Before I come to those remarks, I associate myself with what other noble Lords have said about what a privilege it has been, for me personally and for many of us, to participate over so many days and weeks in what has been the House of Lords at its deliberative best. I almost wrote down that we have conducted ourselves like an academic seminar, but when you think about what most academic seminars are like—with endless PowerPoint slides and people shuttling around, and no spontaneity whatever—we exceeded that by far. The conversational tone that we had in the discussions, and the way in which people who did not agree were able to engage—indeed, friendships were made—meant that the whole thing was done with a great deal of respect, even for those of us who were in the small minority. At this point, I should perhaps say on behalf of the noble Baroness, Lady Fox of Buckley, who participated fully in all stages of the Bill, that she deeply regrets that she cannot be in her place today.

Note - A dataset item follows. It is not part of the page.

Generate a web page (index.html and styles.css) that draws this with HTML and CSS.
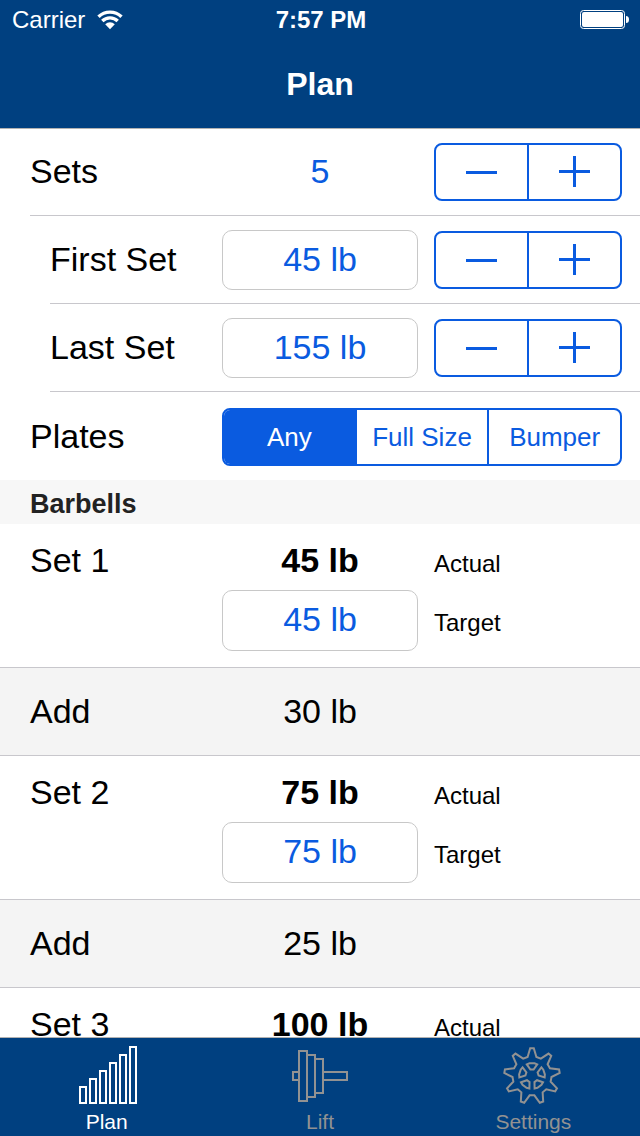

I am not going to single out anybody except for one person. I made the rather frivolous proposal in Committee that all our debates should begin with the noble Lord, Lord Allan of Hallam; we learned so much from every contribution he made that he really should have kicked them all off. We would all have been a great deal more intelligent about what we were saying, and understood it better, had we heard what he had to say. I certainly have learned a great deal from him, and that was very good.

I will raise two issues only that remain outstanding and are not assuaged by the very odd remarks made by my noble friend as he moved the Third Reading. The first concerns encryption. The fact of the matter is that everybody knows that you cannot do what Ofcom is empowered by the Bill to do without breaching end-to-end encryption. It is as simple as that. My noble friend may say that that is not the Government’s intention and that it cannot be forced to do it if the technology is not there. None of that is in the Bill, by the way. He may say that at the Dispatch Box but it does not address the fact that end-to-end encryption will be breached if Ofcom finds a way of doing what the Bill empowers it to do, so why have we empowered it to do that? How do we envisage that Ofcom will reconcile those circumstances where platforms say that they have given their best endeavours to doing something and Ofcom simply does not believe that they have? Of course, it might end up in the courts, but the crucial point is that that decision, which affects so many people—and so many people nowadays regard it as a right to have privacy in their communications—might be made by Ofcom or by the courts but will not be made in this Parliament. We have given it away to an unaccountable process and democracy has been taken out of it. In my view, that is a great shame.

I come back to my second issue—I will not be very long. I constantly ask about Wikipedia. Is Wikipedia in scope of the Bill? If it is, is it going to have to do prior checking of what is posted? That would destroy its business model and make many minority language sites—I instanced Welsh—totally unviable. My noble friend said at the Dispatch Box that, in his opinion, Wikipedia was not going to be in scope of the Bill. But when I asked why we could not put that in the Bill, he said it was not for him to decide whether it was in scope and that the Government had set up this wonderful structure whereby Ofcom will tell us whether it is—almost without appeal, and again without any real democratic scrutiny. Oh yes, and we might have a Select Committee, which might write a very good, highly regarded report, which might be debated some time within the ensuing 12 months on the Floor of your Lordships’ House. However, we will have no say in that matter; we have given it away.

I said at an earlier stage of the Bill that, for privacy and censorship, this represents the closest thing to a move back to the Lord Chamberlain and Lady Chatterley’s Lover that you could imagine but applied to the internet. That is bad, but what is almost worse is this bizarre governance structure where decisions of crucial political sensitivity are being outsourced to an unaccountable regulator. I am very sad to say that I think that, at first contact with reality, a large part of this is going to collapse, and with it a lot of good will be lost.